My great-great-great-grandfather Iron Shell was the first signer of the Ft. Laramie Treaty of 1868, the last agreement our people signed with the United States and one that was regularly ignored and abrogated when we began enforcing the terms on our end. I have a historical rage about non-Indigenous people making me sign things they don’t have the capacity to agree to. In the family I was raised in, being asked to do something by anyone was a tacit acknowledgment that someone thought enough of us to ask us to do something and so we’re bound to make their request happen. But when that same effort isn’t returned, we cut ties.

All of this got me thinking recently about contract work as an Indigenous consultant working within capitalism and with my colonizers, their descendants, and apologists in projects that I have a great admiration and care to complete. How do I make that happen in a way that’s grounded in decolonization?

I learn by doing.

I’m still writing this, but two weeks ago, I stumbled across the idea of not signing contracts. Instead, I will ask potential clients to agree to a Statement of Principles. Once they agree, they give me a dollar amount they’re thinking of paying me, I do the math of how much time I can dedicate to it and once the work is complete, they pay and that’s it.

I ran this by my white people and the reactions went from SO YOU’RE ASKING TO BE SPECIAL AGAIN, HUH? to GOOD LUCK WITH THAT! It’s OK, I know what I’m asking people to do when I ignore the premise of the paradigm.

The Internal Revenue Service does not care about your contracts. They care about what you paid, what you got paid, and what their cut of the business is, like any other authorizing thug coming in demanding protection money. White supremacy teaches us to love the written word to the point where we worship its every iteration of existence. We start to believe that writing things is superior to all other forms of documentation. So why do we uphold contracts as the only way of doing business?

Because we’re taught to be afraid of the stranger.

We’re living in fascism right now because white folk and their accomplices believed the lie that Black and Brown people are strangers and mean them harm. To an insidious extent, we teach that contracts are about accountability when what we really mean is that they’re a means to punish noncompliance. To a lesser extent we teach that contracts are a legal protection, an indemnification against financial ruin.

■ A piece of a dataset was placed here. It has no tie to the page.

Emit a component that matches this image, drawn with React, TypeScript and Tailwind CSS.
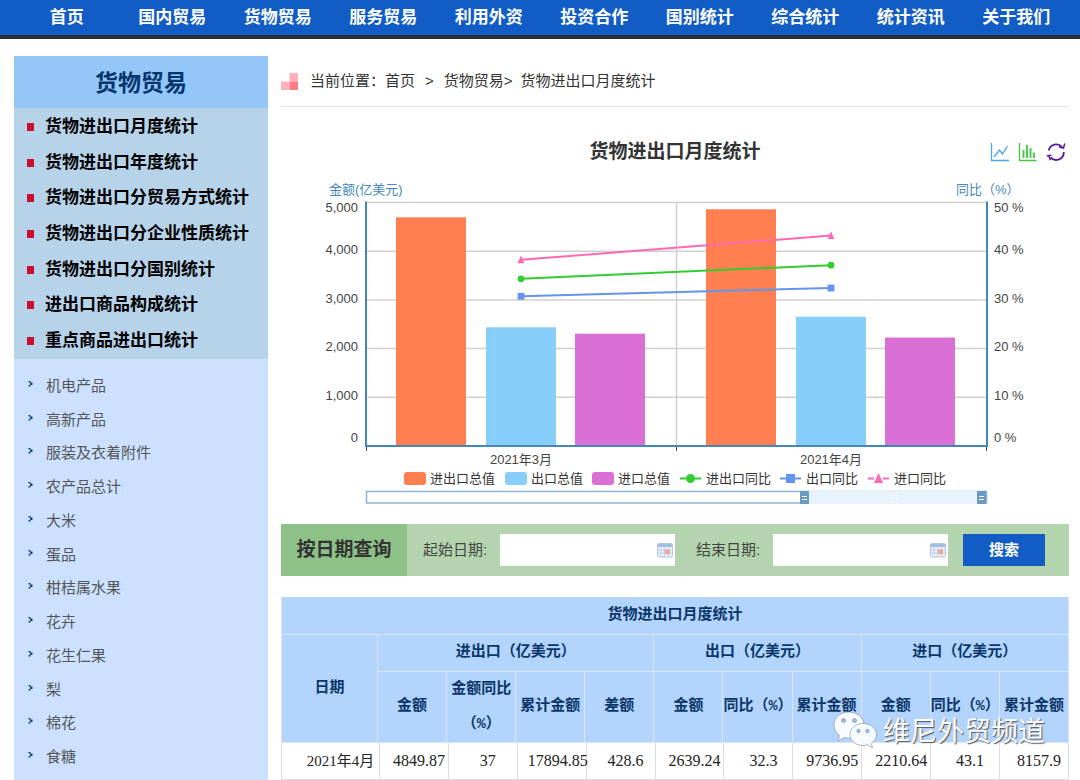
import React from "react";

const NAV = ["首页", "国内贸易", "货物贸易", "服务贸易", "利用外资", "投资合作", "国别统计", "综合统计", "统计资讯", "关于我们"];

const REPORTS = [
  "货物进出口月度统计",
  "货物进出口年度统计",
  "货物进出口分贸易方式统计",
  "货物进出口分企业性质统计",
  "货物进出口分国别统计",
  "进出口商品构成统计",
  "重点商品进出口统计",
];

const GOODS = ["机电产品", "高新产品", "服装及衣着附件", "农产品总计", "大米", "蛋品", "柑桔属水果", "花卉", "花生仁果", "梨", "棉花", "食糖"];

const PLOT = { left: 85, right: 705, top: 32, bottom: 275 };
const PLOT_HEIGHT = PLOT.bottom - PLOT.top;

const BARS = [
  { x: 115, value: 4685, color: "#ff7f50" },
  { x: 205, value: 2422, color: "#87cefa" },
  { x: 294, value: 2290, color: "#da70d6" },
  { x: 425, value: 4849.87, color: "#ff7f50" },
  { x: 515, value: 2639.24, color: "#87cefa" },
  { x: 604, value: 2210.64, color: "#da70d6" },
];

type Shape = "circle" | "square" | "triangle";

const LINES: { name: string; color: string; shape: Shape; values: [number, number]; legendX: number }[] = [
  { name: "进出口同比", color: "#32cd32", shape: "circle", values: [34.2, 37], legendX: 399 },
  { name: "出口同比", color: "#6495ed", shape: "square", values: [30.6, 32.3], legendX: 499 },
  { name: "进口同比", color: "#ff69b4", shape: "triangle", values: [38.1, 43.1], legendX: 587 },
];

const BAR_LEGEND = [
  { name: "进出口总值", color: "#ff7f50", x: 123 },
  { name: "出口总值", color: "#87cefa", x: 224 },
  { name: "进口总值", color: "#da70d6", x: 311 },
];

const AXIS_LABELS = [
  { left: "5,000", right: "50 %", y: 42 },
  { left: "4,000", right: "40 %", y: 84 },
  { left: "3,000", right: "30 %", y: 133 },
  { left: "2,000", right: "20 %", y: 181 },
  { left: "1,000", right: "10 %", y: 230 },
  { left: "0", right: "0 %", y: 272 },
];

function Marker({ shape, x, y, r, color }: { shape: Shape; x: number; y: number; r: number; color: string }) {
  if (shape === "circle") return <circle cx={x} cy={y} r={r} fill={color} />;
  if (shape === "square") return <rect x={x - r} y={y - r} width={r * 2} height={r * 2} fill={color} />;
  return <path d={`M${x} ${y - r - 1}L${x + r} ${y + r}H${x - r}Z`} fill={color} />;
}

function Chart() {
  const percentY = (v: number) => PLOT.bottom - (v / 50) * PLOT_HEIGHT;
  return (
    <svg viewBox="0 0 788 340" className="block w-full" role="img" aria-label="货物进出口月度统计" fontSize="13" fill="#444">
      <text x="48" y="24" fill="#4488bb">金额(亿美元)</text>
      <text x="675" y="24" fill="#4488bb">同比（%）</text>
      <g stroke="#d0d0d0" strokeWidth="1.5">
        {[0, 1, 2, 3, 4].map((i) => (
          <path key={i} d={`M${PLOT.left} ${PLOT.top + 0.5 + i * 48.7}H${PLOT.right}`} />
        ))}
        <path d="M395.5 32V276" />
      </g>
      {BARS.map((b) => {
        const h = (b.value / 5000) * PLOT_HEIGHT;
        return <rect key={b.x} x={b.x} y={PLOT.bottom - h} width="70" height={h} fill={b.color} />;
      })}
      <path d="M85.5 276V281M395.5 276V281M705.5 276V281" stroke="#444" />
      <path d="M85 31.5V276H706V31.5" fill="none" stroke="#4488bb" strokeWidth="2" />
      {LINES.map((l) => (
        <g key={l.name}>
          <path d={`M240 ${percentY(l.values[0])}L550 ${percentY(l.values[1])}`} stroke={l.color} strokeWidth="2" />
          <Marker shape={l.shape} x={240} y={percentY(l.values[0])} r={3.4} color={l.color} />
          <Marker shape={l.shape} x={550} y={percentY(l.values[1])} r={3.4} color={l.color} />
        </g>
      ))}
      {AXIS_LABELS.map((a) => (
        <g key={a.left}>
          <text x="77" y={a.y} textAnchor="end">{a.left}</text>
          <text x="713" y={a.y}>{a.right}</text>
        </g>
      ))}
      <text x="240" y="294" textAnchor="middle">2021年3月</text>
      <text x="550" y="294" textAnchor="middle">2021年4月</text>
      {BAR_LEGEND.map((b) => (
        <g key={b.name}>
          <rect x={b.x} y="302" width="22" height="13" rx="3" fill={b.color} />
          <text x={b.x + 26} y="313" fill="#333">{b.name}</text>
        </g>
      ))}
      {LINES.map((l) => (
        <g key={l.name}>
          <path d={`M${l.legendX} 308.5h6m9 0h6`} stroke={l.color} strokeWidth="2" />
          <Marker shape={l.shape} x={l.legendX + 10.5} y={308.5} r={4.5} color={l.color} />
          <text x={l.legendX + 26} y="313" fill="#333">{l.name}</text>
        </g>
      ))}
      <rect x="85.5" y="321.5" width="620" height="11.5" fill="#fff" stroke="#8fb4d3" strokeWidth="1.5" />
      <rect x="528" y="320.5" width="170" height="13.5" fill="#e7f2fc" />
      <path d="M610 325.5h7M610 328.5h7" stroke="#fff" strokeDasharray="1.5 1" />
      {[519, 696].map((x) => (
        <g key={x}>
          <rect x={x} y="321" width="9" height="13" fill="#6a9bc5" />
          <path d={`M${x + 2} 326.5h5M${x + 2} 329.5h5`} stroke="#fff" />
        </g>
      ))}
    </svg>
  );
}

function Calendar() {
  return (
    <svg viewBox="0 0 16 15" className="h-[15px] w-4" aria-hidden="true">
      <rect x="0.5" y="0.5" width="15" height="13.5" rx="1.5" fill="#eaf0fa" stroke="#b4c3dc" />
      <path d="M1 1h14v3H1z" fill="#a3bde6" />
      <path d="M1 7h14M1 10h14M4 4v9.500M7.500 4v9.500M11.500 4v9.500" stroke="#b9cdec" strokeWidth="0.8" />
      <rect x="8" y="6.500" width="5" height="4.500" fill="#f3a593" />
    </svg>
  );
}

function DateField({ id, label }: { id: string; label: string }) {
  return (
    <div className="flex items-center gap-3">
      <label htmlFor={id} className="w-[65px] whitespace-nowrap text-[15px] text-[#444]">{label}</label>
      <div className="flex h-8 w-[175px] items-center bg-white pr-0.5">
        <input id={id} type="text" className="h-full min-w-0 flex-1 bg-transparent px-2 text-sm outline-none" />
        <Calendar />
      </div>
    </div>
  );
}

function Toolbar() {
  return (
    <div className="absolute right-[3px] top-0 flex h-6 items-center gap-2">
      <button type="button" aria-label="折线图" className="h-5 w-5">
        <svg viewBox="0 0 20 20" fill="none" stroke="#4ba3f5" strokeWidth="1.3">
          <path d="M1.500 1V18.500H19M4 15L9.500 8L12.500 12L17.500 4" />
        </svg>
      </button>
      <button type="button" aria-label="柱状图" className="h-5 w-5">
        <svg viewBox="0 0 20 20" fill="none" stroke="#45c945">
          <path d="M1.500 1V18.500H18.500" strokeWidth="1.3" />
          <path d="M5.500 8V16M9 3V16M12.500 6V16M16 10.500V16" strokeWidth="1.9" />
        </svg>
      </button>
      <button type="button" aria-label="还原" className="h-5 w-5">
        <svg viewBox="0 0 20 20" fill="none" stroke="#5a1d96" strokeWidth="1.9">
          <path d="M2.800 8.500A7.500 7.500 0 0 1 16 5.200M17.700 10A7.500 7.500 0 0 1 4.500 15.300" />
          <path d="M18.800 1.500L17.500 6L13 5M0.800 13.800L5.500 13.300M2.500 13.500L4.500 18.200" strokeWidth="1.5" />
        </svg>
      </button>
    </div>
  );
}

function Watermark() {
  return (
    <div className="pointer-events-none absolute bottom-[27px] right-6 flex items-center gap-1.5">
      <svg viewBox="0 0 44 38" className="mb-1 h-[38px] w-11" aria-hidden="true">
        <g stroke="#8796a8" strokeWidth="0.7">
          <path d="M15.500 1C7.500 1 1 6.500 1 14c0 4.500 2 8 5.500 10.500L5 30l6.500-3.500c9 2.500 19.500-2 19.500-12.500C31 6.500 24 1 15.500 1Z" fill="#f8fbff" />
          <path d="M30 12.500c-7.500 0-13 5-13 11s5.500 11 13 11c1.500 0 3-.2 4.500-.7L39.500 37l-1.200-4.500C41.500 30.500 43.500 27 43.500 23.500c0-6-6-11-13.500-11Z" fill="#f8fbff" />
        </g>
        <g fill="#9fbfe3" stroke="#6c87a5" strokeWidth="0.600">
          <circle cx="10.500" cy="9.500" r="2" />
          <circle cx="21.500" cy="9.500" r="2" />
          <circle cx="25.500" cy="20" r="1.700" />
          <circle cx="34.500" cy="20" r="1.700" />
        </g>
      </svg>
      <span className="whitespace-nowrap text-[27px] leading-10 text-white [text-shadow:1px_1px_1px_#555]">维尼外贸频道</span>
    </div>
  );
}

const SUB_HEADS = ["金额", "金额同比（%）", "累计金额", "差额", "金额", "同比（%）", "累计金额", "金额", "同比（%）", "累计金额"];
const ROW = ["4849.87", "37", "17894.85", "428.6", "2639.24", "32.3", "9736.95", "2210.64", "43.1", "8157.9"];

function StatsTable() {
  const th = "border border-[#d9e6f5] p-0 font-bold";
  return (
    <div className="relative">
      <table className="w-full table-fixed border-collapse bg-[#b3d4fd] font-['Liberation_Mono','Noto_Sans_CJK_SC',monospace] text-[15px] leading-[35px] text-[#0b3768]">
        <colgroup>
          <col className="w-24" />
          {SUB_HEADS.map((_, i) => <col key={i} />)}
        </colgroup>
        <thead>
          <tr className="h-[37px]"><th colSpan={11} className={`${th} border-t-0`}>货物进出口月度统计</th></tr>
          <tr className="h-[37px]">
            <th rowSpan={2} className={th}>日期</th>
            <th colSpan={4} className={th}>进出口（亿美元）</th>
            <th colSpan={3} className={th}>出口（亿美元）</th>
            <th colSpan={3} className={th}>进口（亿美元）</th>
          </tr>
          <tr>
            {SUB_HEADS.map((h, i) => (
              <th key={i} className={`${th} ${i === 1 ? "" : "whitespace-nowrap"}`}>
                {i === 1 ? <>金额同比<br />（%）</> : h}
              </th>
            ))}
          </tr>
        </thead>
      </table>
      <table aria-label="月度数据" className="w-full table-fixed border-collapse bg-white font-['Liberation_Serif','Noto_Sans_CJK_SC',serif] text-base leading-9 text-[#222]">
        <colgroup>
          <col className="w-[98px]" />
          {ROW.map((_, i) => <col key={i} />)}
        </colgroup>
        <tbody>
          <tr>
            <td className="border border-t-0 border-[#ddd] p-0 pl-5 text-center text-[15px]">2021年4月</td>
            {ROW.map((v, i) => (
              <td key={i} className="border border-t-0 border-[#ddd] p-0 pl-2.5 text-center">{v}</td>
            ))}
          </tr>
        </tbody>
      </table>
      <Watermark />
    </div>
  );
}

function Sidebar() {
  return (
    <aside className="w-[254px] shrink-0 bg-[#cbe1ff]">
      <h2 className="flex h-[52px] items-center justify-center bg-[#94c7f8] pt-0.5 text-[23px] font-bold text-[#04356b]">货物贸易</h2>
      <ul className="grid h-[251px] auto-rows-fr bg-[#b7d3ea] pt-px">
        {REPORTS.map((r) => (
          <li key={r} className="flex items-center gap-[11px] pl-[13px]">
            <span className="h-2 w-[7px] bg-[#c8102e]" />
            <a href="#" className="text-[17px] font-bold leading-6 text-black">{r}</a>
          </li>
        ))}
      </ul>
      <ul className="grid h-[415px] auto-rows-fr pt-2.5">
        {GOODS.map((g) => (
          <li key={g} className="flex items-center gap-3 pl-3.5">
            <svg viewBox="0 0 6 8" className="mb-1 h-2 w-1.5" aria-hidden="true">
              <path d="M0.500 1h2v1.500h2v2.500h-2V6.500h-2V5h1.500V2.500H0.500Z" fill="#14437a" />
            </svg>
            <a href="#" className="text-[15px] leading-6 text-[#555]">{g}</a>
          </li>
        ))}
      </ul>
    </aside>
  );
}

export default function App() {
  return (
    <div className="min-h-screen overflow-hidden bg-white font-['Liberation_Sans','Noto_Sans_CJK_SC',sans-serif]">
      <nav className="border-b-4 border-[#2b2d35] bg-[#125dc5] pl-3.5 pr-[11px]">
        <ul className="flex h-[35px] items-center">
          {NAV.map((n) => (
            <li key={n} className="flex-1 text-center">
              <a href="#" className="text-[17px] font-bold leading-6 text-white">{n}</a>
            </li>
          ))}
        </ul>
      </nav>
      <div className="flex gap-[13px] pl-3.5 pr-[11px] pt-[17px]">
        <Sidebar />
        <main className="min-w-0 flex-1">
          <div className="flex h-[51px] items-center border-b border-[#e5e5e5] text-[15px] text-[#333]">
            <svg viewBox="0 0 17 17" className="mr-3 h-[17px] w-[17px]" aria-hidden="true">
              <path d="M8.500 0H17V8.500H8.500ZM0 8.500H8.500V17H0Z" fill="#ffb0b8" />
              <path d="M8.500 8.500H17V17H8.500Z" fill="#ff7d87" />
            </svg>
            <span>当前位置：</span>
            <a href="#">首页</a>
            <span className="mx-2.5">&gt;</span>
            <a href="#">货物贸易</a>
            <span className="mr-2">&gt;</span>
            <span>货物进出口月度统计</span>
          </div>
          <section className="pb-3.5">
            <div className="relative mt-[33px]">
              <h1 className="text-center text-[19px] font-bold leading-6 text-[#333]">货物进出口月度统计</h1>
              <Toolbar />
            </div>
            <div className="mt-1.5">
              <Chart />
            </div>
          </section>
          <form className="flex h-[52px] items-center bg-[#b3d4ae]" onSubmit={(e) => e.preventDefault()}>
            <h2 className="mr-4 flex h-full w-[126px] items-center justify-center bg-[#8ec187] text-[19px] font-bold text-[#333]">按日期查询</h2>
            <div className="flex items-center gap-[21px]">
              <DateField id="start" label="起始日期:" />
              <DateField id="end" label="结束日期:" />
            </div>
            <button type="submit" className="ml-[15px] h-8 w-[82px] bg-[#125dc5] text-[15px] font-bold text-white">搜索</button>
          </form>
          <div className="mt-[21px]">
            <StatsTable />
          </div>
        </main>
      </div>
    </div>
  );
}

As if I had never been poor before.

I’m not saying it will be perfect. I will probably have to turn down work because someone will insist on a legal contract. But I will have left an impression. I will have disrupted conventional thought. I will have left a bitter taste in someone’s mouth as they say, “That’s a real shame, I really wanted to work with Alfred.” As a former organizer, I know not everyone will be moved to do anything about that feeling, but I don’t need everyone to do something. I just need to keep disrupting the narrative long enough for people to think critically about why they choose to uphold what they uphold.

And in my middle age, the stress now manifests in my gut, for which, I have fewer years in front of me to ignore.

For the last half of my life, I need to start choosing a life that doesn’t physically hobble me when it comes to playing a willing part in white supremacy culture. The more stressed I get about legal agreements, the more my gut starts to hurt; the more my gut starts to hurt, the longer it takes me to do things, the less present I am for the good things in my life.

Decolonizing isn’t just about rebelling or rejecting, it’s about undoing harmful things from within so that we can inspire others to do the same. Hopefully I can play a part in that work.